> [Collected material]

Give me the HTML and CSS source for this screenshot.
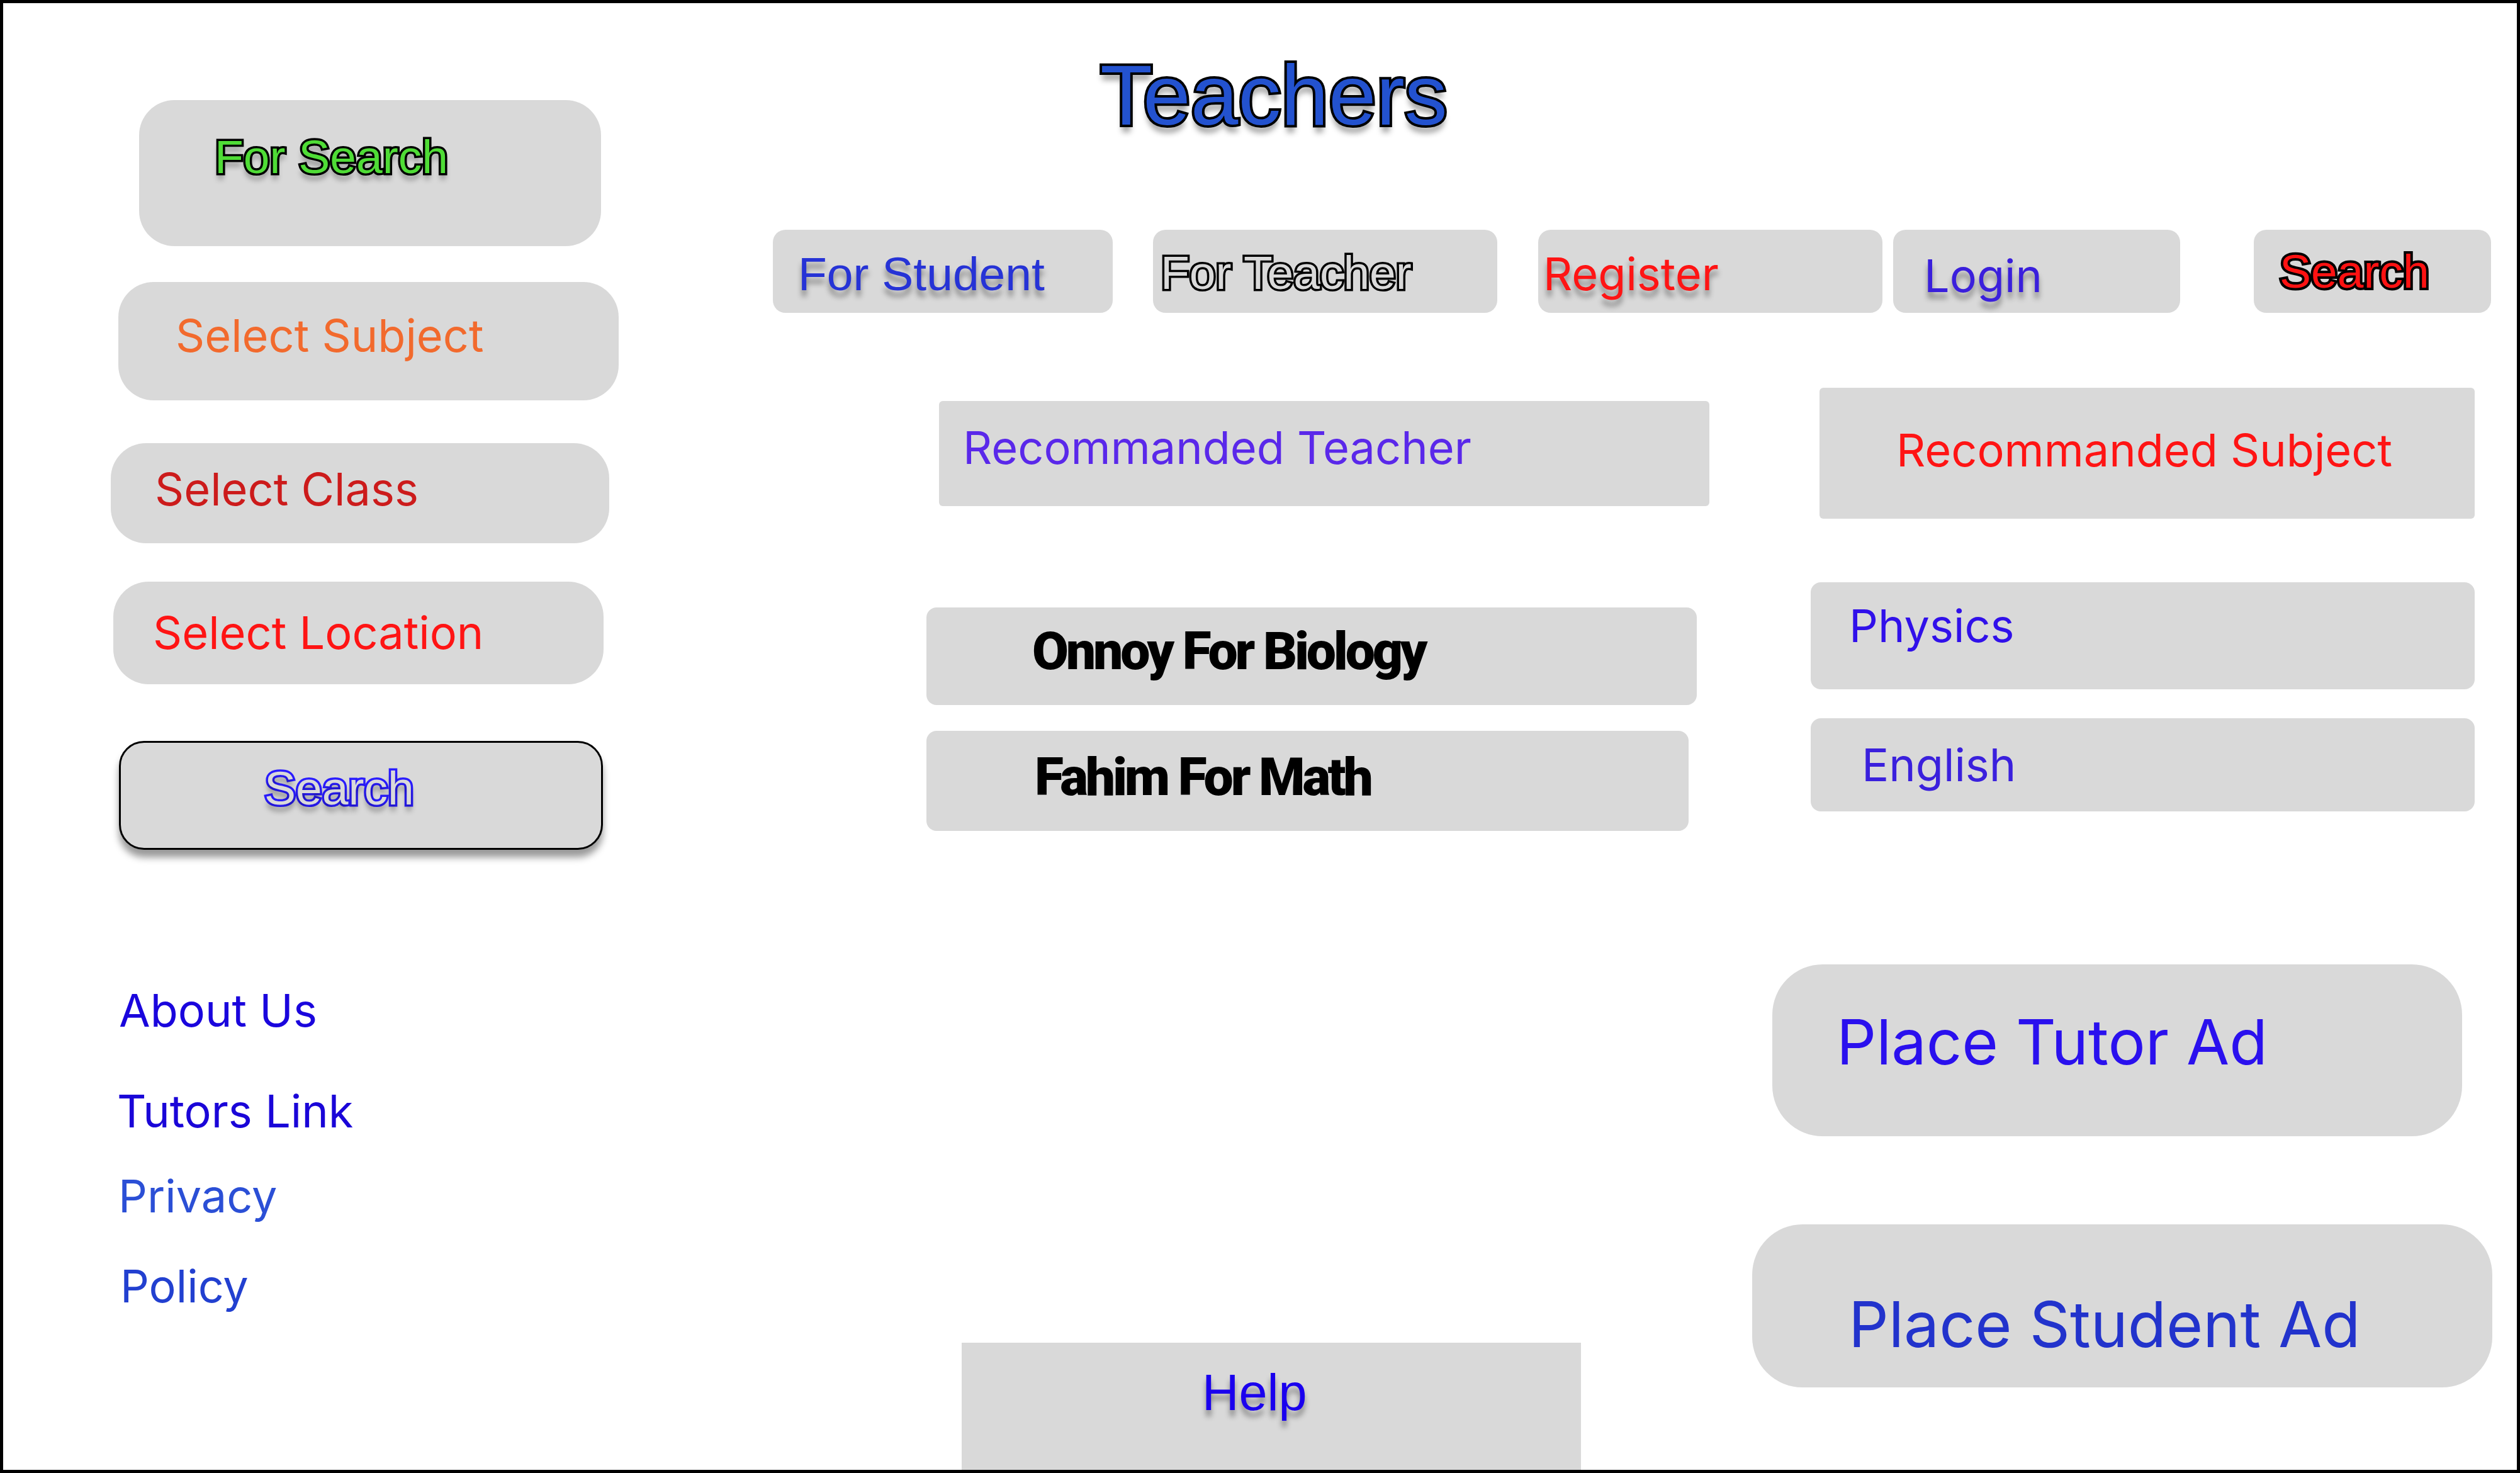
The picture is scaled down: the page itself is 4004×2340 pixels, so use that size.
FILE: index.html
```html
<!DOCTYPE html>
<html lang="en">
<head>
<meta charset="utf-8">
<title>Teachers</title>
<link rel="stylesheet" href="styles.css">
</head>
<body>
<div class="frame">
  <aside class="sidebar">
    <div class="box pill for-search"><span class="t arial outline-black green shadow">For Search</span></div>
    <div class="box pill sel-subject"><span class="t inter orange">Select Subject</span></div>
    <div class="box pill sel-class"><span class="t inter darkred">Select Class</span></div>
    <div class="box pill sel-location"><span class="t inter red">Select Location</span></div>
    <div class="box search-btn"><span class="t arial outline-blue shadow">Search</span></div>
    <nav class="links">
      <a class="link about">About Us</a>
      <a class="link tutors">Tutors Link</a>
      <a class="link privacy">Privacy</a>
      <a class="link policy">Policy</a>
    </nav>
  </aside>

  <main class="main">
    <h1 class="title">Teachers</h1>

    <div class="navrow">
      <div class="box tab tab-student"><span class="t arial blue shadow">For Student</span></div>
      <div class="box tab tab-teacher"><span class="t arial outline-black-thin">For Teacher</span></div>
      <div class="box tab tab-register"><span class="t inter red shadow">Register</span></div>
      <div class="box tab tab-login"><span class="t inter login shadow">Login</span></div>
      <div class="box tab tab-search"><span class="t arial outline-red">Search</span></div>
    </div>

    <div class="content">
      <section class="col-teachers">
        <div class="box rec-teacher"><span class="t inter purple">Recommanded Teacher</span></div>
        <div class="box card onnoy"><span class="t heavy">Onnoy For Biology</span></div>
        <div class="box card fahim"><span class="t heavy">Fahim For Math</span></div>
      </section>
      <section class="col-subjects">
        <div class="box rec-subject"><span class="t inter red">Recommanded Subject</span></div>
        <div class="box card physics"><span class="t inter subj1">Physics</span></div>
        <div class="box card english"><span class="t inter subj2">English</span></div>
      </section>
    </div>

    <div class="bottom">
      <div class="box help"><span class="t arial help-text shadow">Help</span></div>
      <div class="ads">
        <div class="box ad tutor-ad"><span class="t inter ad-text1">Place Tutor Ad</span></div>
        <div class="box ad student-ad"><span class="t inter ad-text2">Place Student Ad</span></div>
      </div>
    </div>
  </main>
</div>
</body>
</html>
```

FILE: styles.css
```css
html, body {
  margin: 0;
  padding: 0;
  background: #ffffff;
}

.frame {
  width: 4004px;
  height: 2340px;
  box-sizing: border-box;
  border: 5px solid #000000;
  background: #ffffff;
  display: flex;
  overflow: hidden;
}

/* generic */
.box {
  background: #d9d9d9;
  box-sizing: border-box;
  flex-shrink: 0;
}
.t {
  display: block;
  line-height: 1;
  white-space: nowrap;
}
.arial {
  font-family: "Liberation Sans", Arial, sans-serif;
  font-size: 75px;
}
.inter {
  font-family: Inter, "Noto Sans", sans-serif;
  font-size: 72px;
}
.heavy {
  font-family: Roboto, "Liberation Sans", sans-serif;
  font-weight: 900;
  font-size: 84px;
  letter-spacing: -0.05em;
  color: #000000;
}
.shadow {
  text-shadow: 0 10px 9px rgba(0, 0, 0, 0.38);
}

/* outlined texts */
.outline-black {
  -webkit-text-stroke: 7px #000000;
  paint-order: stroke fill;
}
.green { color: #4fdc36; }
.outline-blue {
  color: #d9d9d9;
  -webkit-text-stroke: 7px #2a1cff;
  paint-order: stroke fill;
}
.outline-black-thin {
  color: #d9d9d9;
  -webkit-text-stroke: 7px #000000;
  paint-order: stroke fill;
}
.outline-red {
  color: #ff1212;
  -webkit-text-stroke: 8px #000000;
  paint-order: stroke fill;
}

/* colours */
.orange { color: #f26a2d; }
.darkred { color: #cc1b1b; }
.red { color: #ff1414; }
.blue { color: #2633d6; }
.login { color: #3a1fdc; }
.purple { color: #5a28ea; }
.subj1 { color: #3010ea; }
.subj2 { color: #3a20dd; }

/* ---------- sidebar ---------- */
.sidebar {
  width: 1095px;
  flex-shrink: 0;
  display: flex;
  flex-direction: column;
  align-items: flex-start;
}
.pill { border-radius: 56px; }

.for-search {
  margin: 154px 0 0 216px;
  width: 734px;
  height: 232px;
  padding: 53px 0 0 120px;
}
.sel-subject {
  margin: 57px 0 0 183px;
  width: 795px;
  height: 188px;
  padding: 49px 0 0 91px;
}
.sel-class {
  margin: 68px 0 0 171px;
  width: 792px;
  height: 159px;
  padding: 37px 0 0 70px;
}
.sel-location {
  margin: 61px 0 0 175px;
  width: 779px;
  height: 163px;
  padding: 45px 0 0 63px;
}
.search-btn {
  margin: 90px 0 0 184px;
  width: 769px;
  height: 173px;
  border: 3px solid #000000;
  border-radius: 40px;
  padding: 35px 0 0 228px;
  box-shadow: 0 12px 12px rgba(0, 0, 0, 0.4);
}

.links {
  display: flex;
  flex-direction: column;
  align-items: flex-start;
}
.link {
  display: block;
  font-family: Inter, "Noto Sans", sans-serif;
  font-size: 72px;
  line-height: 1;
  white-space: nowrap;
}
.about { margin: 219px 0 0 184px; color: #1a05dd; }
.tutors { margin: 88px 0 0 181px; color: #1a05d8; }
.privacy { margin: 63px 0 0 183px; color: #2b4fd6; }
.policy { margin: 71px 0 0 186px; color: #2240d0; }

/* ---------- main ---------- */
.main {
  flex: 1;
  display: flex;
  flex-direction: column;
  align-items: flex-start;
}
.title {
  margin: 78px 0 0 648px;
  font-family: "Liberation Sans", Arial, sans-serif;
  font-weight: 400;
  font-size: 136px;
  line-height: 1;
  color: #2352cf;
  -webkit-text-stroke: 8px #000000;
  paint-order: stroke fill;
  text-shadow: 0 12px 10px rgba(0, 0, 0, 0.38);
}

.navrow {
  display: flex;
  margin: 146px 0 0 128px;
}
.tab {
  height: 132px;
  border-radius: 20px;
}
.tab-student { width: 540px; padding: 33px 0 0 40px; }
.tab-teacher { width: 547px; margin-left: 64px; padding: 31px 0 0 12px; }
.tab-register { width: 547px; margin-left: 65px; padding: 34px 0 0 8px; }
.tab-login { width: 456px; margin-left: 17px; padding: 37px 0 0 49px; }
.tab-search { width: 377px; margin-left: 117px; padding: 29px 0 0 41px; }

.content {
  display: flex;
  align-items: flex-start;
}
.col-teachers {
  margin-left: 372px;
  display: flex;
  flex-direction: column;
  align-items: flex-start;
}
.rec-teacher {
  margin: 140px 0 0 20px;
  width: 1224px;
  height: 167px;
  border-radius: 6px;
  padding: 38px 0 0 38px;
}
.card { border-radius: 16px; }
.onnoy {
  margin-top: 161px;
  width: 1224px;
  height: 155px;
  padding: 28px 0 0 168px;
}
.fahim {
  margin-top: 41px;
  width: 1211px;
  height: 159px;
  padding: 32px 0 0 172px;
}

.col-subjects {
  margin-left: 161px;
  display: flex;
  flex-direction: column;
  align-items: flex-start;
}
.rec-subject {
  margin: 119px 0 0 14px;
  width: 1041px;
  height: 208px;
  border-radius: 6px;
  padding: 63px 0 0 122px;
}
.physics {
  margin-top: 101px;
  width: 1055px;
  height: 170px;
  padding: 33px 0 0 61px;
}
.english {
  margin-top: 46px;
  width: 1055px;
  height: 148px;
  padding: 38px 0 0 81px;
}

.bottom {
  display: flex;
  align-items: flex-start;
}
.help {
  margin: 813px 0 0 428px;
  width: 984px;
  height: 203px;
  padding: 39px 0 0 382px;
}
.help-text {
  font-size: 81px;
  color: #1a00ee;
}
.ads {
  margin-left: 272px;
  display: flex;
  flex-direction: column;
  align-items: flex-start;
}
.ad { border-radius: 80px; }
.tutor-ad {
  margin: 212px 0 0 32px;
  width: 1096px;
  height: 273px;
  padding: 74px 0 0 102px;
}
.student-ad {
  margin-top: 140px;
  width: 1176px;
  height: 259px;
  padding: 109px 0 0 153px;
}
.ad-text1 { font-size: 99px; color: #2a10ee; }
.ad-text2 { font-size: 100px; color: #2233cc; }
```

> [Exercise aim] Find all lines holding the string "size" and copy them.

> [The response]
The picture is scaled down: the page itself is 4004×2340 pixels, so use that size.
  font-size: 75px;
  font-size: 72px;
  font-size: 84px;
  font-size: 72px;
  font-size: 136px;
  font-size: 81px;
.ad-text1 { font-size: 99px; color: #2a10ee; }
.ad-text2 { font-size: 100px; color: #2233cc; }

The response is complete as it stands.